По обыкновению Вальтер налетел неожиданно, как вихрь. Он выскочил из-под неподвижной тёмно-синей портьеры, за которой подразумевалось окно, а оказалась потайная дверь, – и устремился к нам своей шумной летящей походкой. Он был в умопомрачительном чёрном смокинге, ослеплявшем сочностью и простотой цветового минимализма. Явно возбуждённый, приглаживая на ходу волнистую играющую седину, он был похож на дирижёра симфонического оркестра. Бордовая замшевая бабочка, плотно прилегающая к шее, подчёркивала его главенствующий, заоблачный статус в ряду приглашённых предпринимателей. Вальтер отвесил несколько лёгких поклонов особам, наиболее приближенным к его незаурядной личности, и по-отечески обнял нас, вклинившись между мной и Анжелой. По моей щеке проскользнула прядь его белых волос с едва уловимым фиолетовым отливом.
– Дорогая! Ты уже поздравила своего замечательного сына со знаменательным событием? – громко спросил Вальтер и, не выпуская наших рук, восхищённо осмотрел нас с ног до головы. – Вы выглядите сегодня прекрасно.
– О да, милый! – воскликнула Анжела. – Поздравила и благословила.
Анжела и Вальтер недолго восторгались моим абстрактным талантом. О том, что это коммерческое мероприятие имеет строгий регламент, Вальтер вспомнил, когда в зал в сопровождении своих ассистентов вошла фрау Боргхоф. Она была организатором всей этой жуткой затеи и имела непосредственное отношение к администрации игорного дома. Вальтер провёл с ней последнюю установочную беседу, и она – пожилая худощавая женщина в строгом сером костюме – удостоила меня квёлым безжизненным взглядом. Не закончив беседы с госпожой Боргхоф, Вальтер позвал нас к микрофону, как по заказу возникшему в центре зала. Это значило, что парные прогулки вдоль моих абстрактных миров подошли к концу и некоторым эстетствующим предпринимателям предстояло, надев очки в дорогой оправе, приступить к изучению прайс-листов на мои картины.

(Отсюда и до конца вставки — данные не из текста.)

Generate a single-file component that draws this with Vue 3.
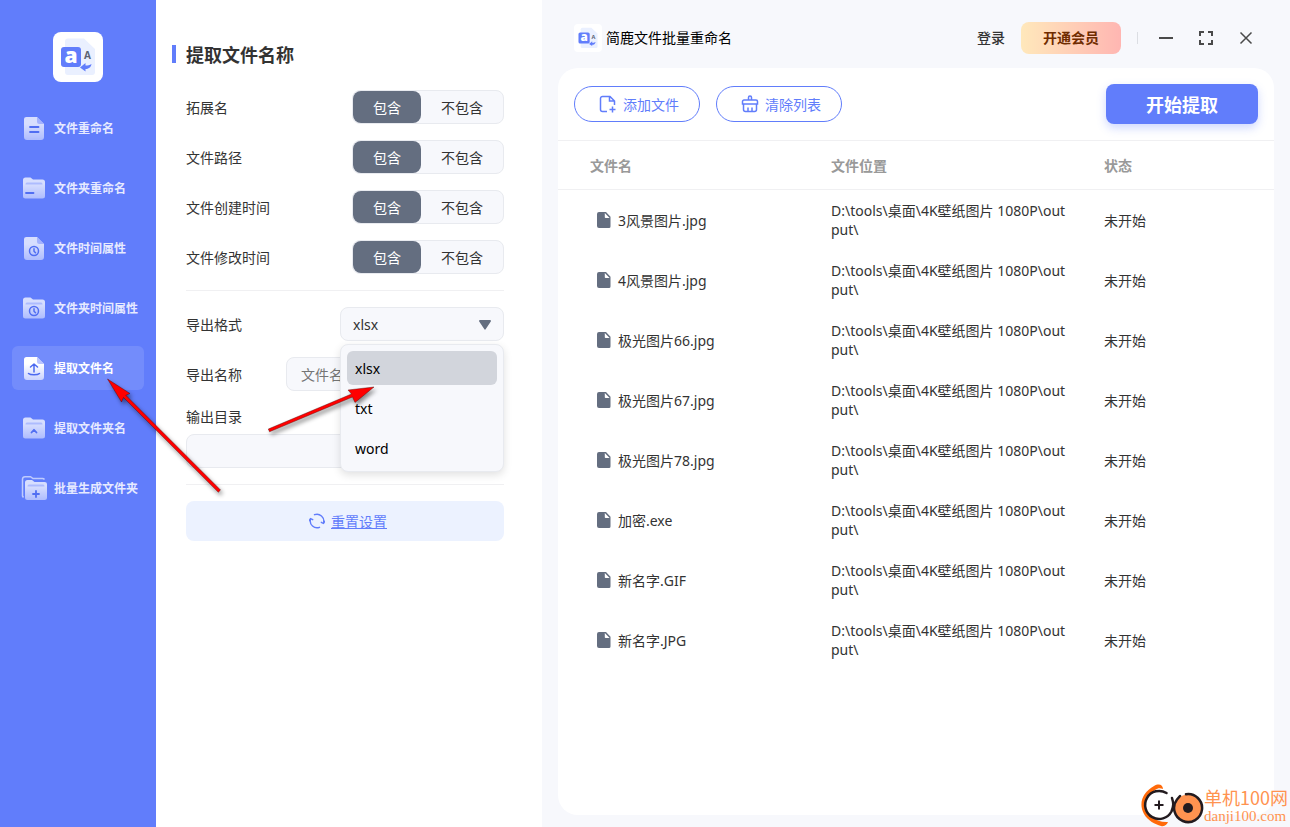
<script setup>
import { ref } from 'vue'

const nav = [
  { label: '文件重命名', icon: 'file', glyph: 'lines' },
  { label: '文件夹重命名', icon: 'folder', glyph: 'dash' },
  { label: '文件时间属性', icon: 'file', glyph: 'clock' },
  { label: '文件夹时间属性', icon: 'folder', glyph: 'clock' },
  { label: '提取文件名', icon: 'file', glyph: 'upload', active: true },
  { label: '提取文件夹名', icon: 'folder', glyph: 'chevron' },
  { label: '批量生成文件夹', icon: 'folders', glyph: 'plus' },
]

const options = ref([
  { id: 'ext', label: '拓展名', value: 'yes' },
  { id: 'path', label: '文件路径', value: 'yes' },
  { id: 'ctime', label: '文件创建时间', value: 'yes' },
  { id: 'mtime', label: '文件修改时间', value: 'yes' },
])

const formats = ['xlsx', 'txt', 'word']
const format = ref('xlsx')
const exportName = ref('')
const outputDir = ref('')

const location = 'D:\\tools\\桌面\\4K壁纸图片 1080P\\output\\'
const files = [
  '3风景图片.jpg',
  '4风景图片.jpg',
  '极光图片66.jpg',
  '极光图片67.jpg',
  '极光图片78.jpg',
  '加密.exe',
  '新名字.GIF',
  '新名字.JPG',
]
</script>

<template>
  <div class="app">
    <svg class="defs" aria-hidden="true">
      <defs>
        <linearGradient id="fade" x1="0" y1="0" x2="0" y2="1">
          <stop offset="0.3" stop-color="#fff" />
          <stop offset="1" stop-color="#c9d2ff" />
        </linearGradient>
        <symbol id="logo" viewBox="0 0 50 50">
          <path d="M15 6.500h16L42 17v23a3 3 0 0 1-3 3H15a3 3 0 0 1-3-3V9.500a3 3 0 0 1 3-3z" fill="#eaf0ff" />
          <rect x="8" y="15" width="20" height="20" rx="3" fill="#617dfb" />
          <text x="18" y="31" text-anchor="middle" font-family="'Open Sans', sans-serif" font-size="21" font-weight="800" fill="#fff">a</text>
          <text x="34.500" y="27" text-anchor="middle" font-family="'Open Sans', sans-serif" font-size="10" font-weight="700" fill="#5b6273">A</text>
          <path d="M27 35.500l5.500-4.500v2.500c2.500 0 4-.5 6-1.500-.6 3.600-3 5-6 5v2.500z" fill="#617dfb" />
        </symbol>
      </defs>
    </svg>

    <aside class="sidebar">
      <svg class="brand" viewBox="0 0 50 50" aria-hidden="true"><use href="#logo" /></svg>
      <nav class="nav">
        <a v-for="item in nav" :key="item.label" href="#" class="nav-item" :class="{ active: item.active }">
          <svg class="nav-icon" viewBox="0 0 26 26" aria-hidden="true">
            <g v-if="item.icon === 'file'">
              <path d="M5.500 2h10.500L23 9v13a3 3 0 0 1-3 3H6a3 3 0 0 1-3-3V4.500A2.500 2.500 0 0 1 5.500 2z" fill="url(#fade)" />
              <path d="M16 2L23 9h-4.500a2.500 2.500 0 0 1-2.500-2.500z" fill="#b9c4ff" />
            </g>
            <g v-else-if="item.icon === 'folder'">
              <path d="M2 5a2.500 2.500 0 0 1 2.500-2.500H9.500L12 4.500h9.500A2.500 2.500 0 0 1 24 7v14a2.500 2.500 0 0 1-2.500 2.500h-17A2.500 2.500 0 0 1 2 21z" fill="url(#fade)" />
              <path d="M4.500 9.500c0-1.500.8-2 2-2h13c1.200 0 2 .5 2 2z" fill="#b9c4ff" opacity=".8" />
            </g>
            <g v-else>
              <path d="M2.500 22.500L1.500 21V4A2.500 2.500 0 0 1 4 1.700h5.500l2.500 1.800h9.500A2.500 2.500 0 0 1 23.500 4.500" fill="none" stroke="#dfe5ff" stroke-width="1.500" />
              <path d="M4 7.500A2.500 2.500 0 0 1 6.500 5h4.500l2.500 2h10A2.500 2.500 0 0 1 26 9.500v13a2.500 2.500 0 0 1-2.500 2.500h-17A2.500 2.500 0 0 1 4 22.500z" fill="url(#fade)" />
              <path d="M6.500 11.500c0-1.500.8-2 2-2h13c1.200 0 2 .5 2 2z" fill="#b9c4ff" opacity=".8" />
            </g>
            <g fill="none" stroke="#4c69f0" stroke-width="1.800" stroke-linecap="round" stroke-linejoin="round">
              <path v-if="item.glyph === 'lines'" d="M9 12h8.500M9 17h8.500" />
              <path v-else-if="item.glyph === 'dash'" d="M5 18h7.500" />
              <template v-else-if="item.glyph === 'clock'">
                <circle cx="13" cy="16" r="4.500" stroke-width="1.500" />
                <path d="M13 13.800v2.500l1.500 1.500" stroke-width="1.500" />
              </template>
              <path v-else-if="item.glyph === 'upload'" d="M13 17V9.500M9.500 12L13 9l3.500 3M7.500 18.500c2 1.800 9 1.800 11 0" stroke-width="1.500" />
              <path v-else-if="item.glyph === 'chevron'" d="M10.500 17.500L13 14.800l2.500 2.700" />
              <path v-else d="M12 19h6M15 16v6" />
            </g>
          </svg>
          <span>{{ item.label }}</span>
        </a>
      </nav>
    </aside>

    <section class="settings">
      <h1 class="title">提取文件名称</h1>
      <div class="form">
        <div v-for="o in options" :key="o.id" class="row" role="radiogroup" :aria-label="o.label">
          <span>{{ o.label }}</span>
          <div class="segment">
            <label class="choice"><input v-model="o.value" type="radio" :name="o.id" value="yes" /><span>包含</span></label>
            <label class="choice wide"><input v-model="o.value" type="radio" :name="o.id" value="no" /><span>不包含</span></label>
          </div>
        </div>
        <hr class="rule" />
        <div class="row">
          <label for="format">导出格式</label>
          <div class="picker">
            <select id="format" v-model="format" class="field">
              <option v-for="f in formats" :key="f">{{ f }}</option>
            </select>
            <svg class="caret" viewBox="0 0 14 12" aria-hidden="true"><path d="M2 1h10a1 1 0 0 1 .8 1.600l-5 7.500a1 1 0 0 1-1.600 0l-5-7.500A1 1 0 0 1 2 1z" fill="#646e80" /></svg>
            <ul class="menu">
              <li v-for="f in formats" :key="f">
                <button type="button" class="menu-item" :class="{ selected: f === format }" @click="format = f">{{ f }}</button>
              </li>
            </ul>
          </div>
        </div>
        <div class="row">
          <label for="name">导出名称</label>
          <input id="name" v-model="exportName" class="field name" type="text" placeholder="文件名称" />
        </div>
        <div class="stack">
          <label for="dir">输出目录</label>
          <input id="dir" v-model="outputDir" class="field" type="text" />
        </div>
        <hr class="rule" />
        <button type="button" class="reset">
          <svg viewBox="0 0 16 16" aria-hidden="true">
            <g fill="none" stroke="#617dfb" stroke-width="1.400" stroke-linecap="round" stroke-linejoin="round">
              <path d="M5.500 1.700A6.800 6.800 0 0 1 14.500 9.800M10.500 14.300A6.800 6.800 0 0 1 1.500 6.200" />
              <path d="M12.300 9.300l2.200 1.200 1.200-2.200M3.700 6.700L1.500 5.500.3 7.700" />
            </g>
          </svg>
          <span>重置设置</span>
        </button>
      </div>
    </section>

    <main class="main">
      <header class="topbar">
        <svg class="mini" viewBox="0 0 50 50" aria-hidden="true"><use href="#logo" /></svg>
        <span class="app-name">简鹿文件批量重命名</span>
        <a href="#" class="login">登录</a>
        <button type="button" class="vip">开通会员</button>
        <span class="sep"></span>
        <button type="button" class="win" aria-label="最小化"><svg viewBox="0 0 16 16"><path d="M1 8h14" /></svg></button>
        <button type="button" class="win" aria-label="最大化"><svg viewBox="0 0 16 16"><path d="M2 6V2h4M10 2h4v4M14 10v4h-4M6 14H2v-4" /></svg></button>
        <button type="button" class="win thin" aria-label="关闭"><svg viewBox="0 0 16 16"><path d="M2.500 2.500l11 11M13.500 2.500l-11 11" /></svg></button>
      </header>

      <div class="card">
        <div class="toolbar">
          <button type="button" class="pill">
            <svg viewBox="0 0 18 18" aria-hidden="true"><path d="M8 16.500H3.500a2 2 0 0 1-2-2v-11a2 2 0 0 1 2-2h7.500L15.500 6v4M10.500 1.500V6h5M13.500 11.500v6M10.500 14.500h6" /></svg>
            <span>添加文件</span>
          </button>
          <button type="button" class="pill">
            <svg viewBox="0 0 18 18" aria-hidden="true"><path d="M7.500 4.500V2.500a1.500 1.500 0 0 1 3 0v2M1.500 9V6.500a1.500 1.500 0 0 1 1.500-1.500h12a1.500 1.500 0 0 1 1.500 1.500V9zM2.500 9v5.500a2 2 0 0 0 2 2h9a2 2 0 0 0 2-2V9M7 12.500v4M11 12.500v4" /></svg>
            <span>清除列表</span>
          </button>
          <button type="button" class="start">开始提取</button>
        </div>
        <table class="files">
          <colgroup><col class="c-name" /><col class="c-loc" /><col /></colgroup>
          <thead>
            <tr><th>文件名</th><th>文件位置</th><th>状态</th></tr>
          </thead>
          <tbody>
            <tr v-for="f in files" :key="f">
              <td>
                <div class="file">
                  <svg viewBox="0 0 14 16" aria-hidden="true"><path fill-rule="evenodd" d="M2 0h7l4.500 4.800v9.700A1.500 1.500 0 0 1 12 16H2a2 2 0 0 1-2-2V2a2 2 0 0 1 2-2zM7.800 1v4.200a.8.800 0 0 0 .8.800h4z" fill="#646e80" /></svg>
                  <span>{{ f }}</span>
                </div>
              </td>
              <td class="loc">{{ location }}</td>
              <td>未开始</td>
            </tr>
          </tbody>
        </table>
      </div>
    </main>

    <svg class="arrows" viewBox="0 0 400 180" aria-hidden="true">
      <g fill="#f00" stroke="#400" stroke-width=".4">
        <path d="M7.500 8L30 22.500 25.800 24.300 120.500 119 118.300 121.200 23.500 26.500 21.500 31z" />
        <path d="M274 16L255 31.500 252.500 26 169.500 60.800 168.300 58 251.500 23 248 19z" />
      </g>
    </svg>

    <div class="mark">
      <svg viewBox="0 0 64 44" aria-hidden="true">
        <path d="M23 6c0-4-4-6-9-3C3 9-2 20 4 31c4 7 11 10 17 12 4 1 6-2 7-4C8 40 0 20 15 7c3-2 5-2 8-1z" fill="#ff6a0a" />
        <circle cx="19" cy="22" r="14" fill="#fff" />
        <path d="M26.500 10A14 14 0 1 0 31.500 28.500C34 22 33.500 20 32 15" fill="none" stroke="#231b1f" stroke-width="2.500" stroke-linecap="round" />
        <path d="M19 17.500v9M14.500 22h9" stroke="#231b1f" stroke-width="2" />
        <circle cx="48" cy="25" r="13.500" fill="#ff9350" />
        <path d="M46 11.200A14 14 0 1 1 37 16.500L40 13" fill="none" stroke="#231b1f" stroke-width="2.500" stroke-linecap="round" />
        <circle cx="48" cy="25" r="5" fill="#231b1f" />
      </svg>
      <div class="mark-text"><span>单机100网</span><small>danji100.com</small></div>
    </div>
  </div>
</template>

<style>
body {
  margin: 0;
}
</style>

<style scoped>
.app,
.app * {
  box-sizing: border-box;
}
.app {
  position: relative;
  display: grid;
  grid-template-columns: 156px 386px 1fr;
  min-height: 100vh;
  font: 14px/19px 'Noto Sans', 'Noto Sans CJK SC', sans-serif;
  color: #333;
  background: #fff;
}
button,
input,
select {
  font: inherit;
  color: inherit;
  margin: 0;
}
button {
  padding: 0;
  border: 0;
  cursor: pointer;
}
a {
  color: inherit;
  text-decoration: none;
}
.defs {
  position: absolute;
  width: 0;
  height: 0;
}

.sidebar {
  display: flex;
  flex-direction: column;
  align-items: center;
  gap: 24px;
  padding: 32px 12px;
  background: #617dfb;
}
.brand {
  width: 50px;
  height: 50px;
  border-radius: 8px;
  background: #fff;
}
.nav {
  display: flex;
  flex-direction: column;
  gap: 16px;
  width: 100%;
}
.nav-item {
  display: flex;
  align-items: center;
  gap: 7px;
  height: 44px;
  padding-left: 9px;
  border-radius: 6px;
  font-size: 12px;
  font-weight: 700;
  color: #e6eaff;
  white-space: nowrap;
}
.nav-icon {
  width: 26px;
  height: 26px;
  opacity: 0.75;
}
.nav-item span {
  padding-top: 1px;
}
.nav-item.active {
  color: #fff;
  background: #738cfb;
}
.nav-item.active .nav-icon {
  opacity: 1;
}

.settings {
  padding: 45px 38px 32px 16px;
}
.title {
  height: 18px;
  margin: 0 0 27px;
  padding-left: 10px;
  border-left: 4px solid #617dfb;
  font-size: 18px;
  line-height: 20px;
  font-weight: 700;
}
.form {
  display: flex;
  flex-direction: column;
  gap: 16px;
  padding-left: 14px;
}
.row {
  display: flex;
  align-items: center;
  justify-content: space-between;
  height: 34px;
}
.segment {
  display: flex;
  width: 152px;
  height: 34px;
  border: 1px solid #e8eaef;
  border-radius: 8px;
  background: #f7f8fc;
}
.choice {
  position: relative;
  display: flex;
  width: 68px;
  cursor: pointer;
}
.choice.wide {
  flex: 1;
}
.choice input {
  position: absolute;
  opacity: 0;
}
.choice span {
  flex: 1;
  display: grid;
  place-items: center;
  border-radius: 8px;
}
.choice input:checked + span {
  color: #fff;
  background: #646e80;
}
.rule {
  width: 100%;
  height: 1px;
  margin: 0;
  border: 0;
  background: #f0f0f2;
}
.field {
  width: 100%;
  height: 34px;
  padding: 0 12px;
  border: 1px solid #e8eaef;
  border-radius: 8px;
  background: #f7f8fc;
  appearance: none;
  outline: none;
}
.field.name {
  width: 218px;
  padding: 0 14px;
}
.field::placeholder {
  color: #757575;
}
.picker {
  position: relative;
  width: 164px;
}
.caret {
  position: absolute;
  right: 12px;
  top: 12px;
  width: 14px;
  height: 12px;
  pointer-events: none;
}
.menu {
  position: absolute;
  z-index: 2;
  top: 37px;
  left: 0;
  display: flex;
  flex-direction: column;
  gap: 6px;
  width: 100%;
  margin: 0;
  padding: 6px;
  list-style: none;
  border: 1px solid #e8eaef;
  border-radius: 8px;
  background: #f7f8fc;
  box-shadow: 0 3px 8px rgba(0, 0, 0, 0.12);
}
.menu-item {
  display: block;
  width: 100%;
  height: 34px;
  padding-left: 8px;
  border-radius: 6px;
  text-align: left;
  color: #000;
  background: none;
}
.menu-item.selected {
  background: #d2d5dc;
}
.stack {
  display: flex;
  flex-direction: column;
  gap: 8px;
}
.reset {
  display: flex;
  align-items: center;
  justify-content: center;
  gap: 6px;
  height: 40px;
  padding-left: 6px;
  border-radius: 8px;
  color: #617dfb;
  background: #ecf2ff;
}
.reset svg {
  width: 16px;
  height: 16px;
}
.reset span {
  text-decoration: underline;
}

.main {
  display: flex;
  flex-direction: column;
  gap: 14px;
  padding: 22px 16px 12px;
  background: #f7f8fc;
}
.topbar {
  display: flex;
  align-items: center;
  height: 32px;
  padding: 0 8px 0 16px;
}
.mini {
  width: 28px;
  height: 28px;
  border-radius: 4px;
  background: #fff;
}
.app-name {
  flex: 1;
  margin-left: 4px;
  padding-bottom: 2px;
  color: #000;
}
.login {
  margin-right: 16px;
  padding-bottom: 2px;
  font-weight: 500;
}
.vip {
  width: 100px;
  height: 32px;
  padding-bottom: 2px;
  border-radius: 8px;
  font-weight: 700;
  color: #702c00;
  background: linear-gradient(90deg, #ffe8bb, #ffb6b2);
}
.sep {
  width: 1px;
  height: 12px;
  margin: 0 8px 0 16px;
  background: #dcdee3;
}
.win {
  display: grid;
  place-items: center;
  width: 40px;
  height: 32px;
  background: none;
}
.win svg {
  width: 16px;
  height: 16px;
  fill: none;
  stroke: #4a4a4a;
  stroke-width: 2;
}
.win.thin svg {
  stroke-width: 1.5;
}
.card {
  flex: 1;
  border-radius: 20px;
  background: #fff;
}
.toolbar {
  display: flex;
  align-items: center;
  gap: 16px;
  height: 73px;
  padding: 0 16px;
  border-bottom: 1px solid #f0f0f2;
}
.pill {
  display: flex;
  align-items: center;
  justify-content: center;
  gap: 6px;
  width: 126px;
  height: 36px;
  padding-left: 4px;
  border: 1px solid #617dfb;
  border-radius: 18px;
  color: #617dfb;
  background: none;
}
.pill svg {
  width: 18px;
  height: 18px;
  fill: none;
  stroke: #617dfb;
  stroke-width: 1.5;
}
.start {
  width: 152px;
  height: 40px;
  margin-left: auto;
  padding-top: 2px;
  border-radius: 8px;
  font-size: 18px;
  font-weight: 700;
  color: #fff;
  background: #617dfb;
  box-shadow: 0 4px 10px rgba(97, 125, 251, 0.3);
}
.files {
  width: 100%;
  table-layout: fixed;
  border-collapse: separate;
  border-spacing: 0;
}
.c-name {
  width: 273px;
}
.c-loc {
  width: 273px;
}
.files th {
  height: 49px;
  padding: 0;
  border-bottom: 1px solid #f0f0f2;
  text-align: left;
  font-weight: 700;
  color: #999;
}
.files th:first-child {
  padding-left: 32px;
}
.files td {
  height: 60px;
  padding: 0;
}
.files td:first-child {
  padding-left: 39px;
}
.files .loc {
  padding-right: 32px;
  word-break: break-all;
}
.file {
  display: flex;
  align-items: center;
  gap: 7px;
}
.file svg {
  width: 14px;
  height: 16px;
}

.arrows {
  position: absolute;
  z-index: 3;
  left: 100px;
  top: 371px;
  width: 400px;
  height: 180px;
  pointer-events: none;
  filter: drop-shadow(2px 3px 2px rgba(0, 0, 0, 0.45));
}
.mark {
  position: absolute;
  right: 2px;
  bottom: 0;
  display: flex;
  align-items: center;
  color: #ff9350;
}
.mark svg {
  width: 64px;
  height: 44px;
}
.mark-text {
  display: flex;
  flex-direction: column;
  font-size: 18px;
  line-height: 22px;
  font-family: 'Noto Sans CJK SC', sans-serif;
}
.mark-text small {
  font-family: 'Liberation Serif', serif;
  font-size: 15px;
  line-height: 16px;
}
</style>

Тем временем Вальтер дал повторную отмашку Анжеле, и она, напутственно похлопав меня по плечу, вновь поманила меня в центр зала быстрым движением глаз, «упакованных» в бирюзовые влажные линзы, и я, весь охваченный необъяснимым жгучим изнутри ужасом (или восторгом?), сдвинулся с места и, с трудом разгибая окаменевшие колени, направился к никелированному дистрофичному микрофону, у которого мне предстояло держать речь после вступительного слова Вальтера. Те семь шагов от своей любимой картины из цикла «Фрагменты» на паркетный эшафот дома азартных развлечений я проделал с надуманной уверенностью молодого художника, до неприличия гордого тем, что его карьерный взлёт начался с такого солидного места. Так думали и гости Вальтера, затаившиеся в немых выжидательных позах, мусоля в руках мелованные прейскуранты. Некоторые из приглашённых впервые за весь вечер обратили на меня внимание и теперь вкрадчиво перешёптывались в предвкушении услышать перевод моего выступления в блестящем исполнении Анжелы.
Вальтер кратко представил меня притихшей аудитории. Он объяснил, почему именно меня он пригласил в Гамбург. О наших родственных связях он умолчал, хотя у всезнающих бюргеров на сей счёт, как мне показалось, имелись кое-какие сведения. Ну да бог с ними, с бюргерами. Гораздо важнее мне было услышать от Вальтера то, что он, неплохо владея историей развития абстракционизма, сумел объяснить всем, что в моих работах его привлекла мягкая, весьма непопулярная лирическая струя в беспредметном искусстве. Этот важнейший, фундаментальный факт моего развития Вальтер прекрасно усвоил из нашего дивногорского общения и теперь делал на этом упор, давая понять флегматичной аудитории, что только ему известны и он первым обратил внимание на прогрессивные, созидательные потоки в молодом российском искусстве, нуждающемся в немедленной финансовой поддержке. Вальтер приятно удивил меня своей бурной эмоциональной речью. Но нотки оправдания всё же звучали в его уверенном быстром голосе – он пытался убедить тех, кто смотрит на мир реальным фотографическим взглядом, что эта выставка для них не вредна и потому, задаваясь целью вписать одну из представленных здесь картин в свой продуманный до мелочей интерьер, не следует руководствоваться классическим правилом потребителя «нравится – не нравится»; он призвал к поиску иных, чувственных способов восприятия картины, и это, по его словам, открывало абсолютно новое видение произведения искусства как декоративной составляющей интерьера.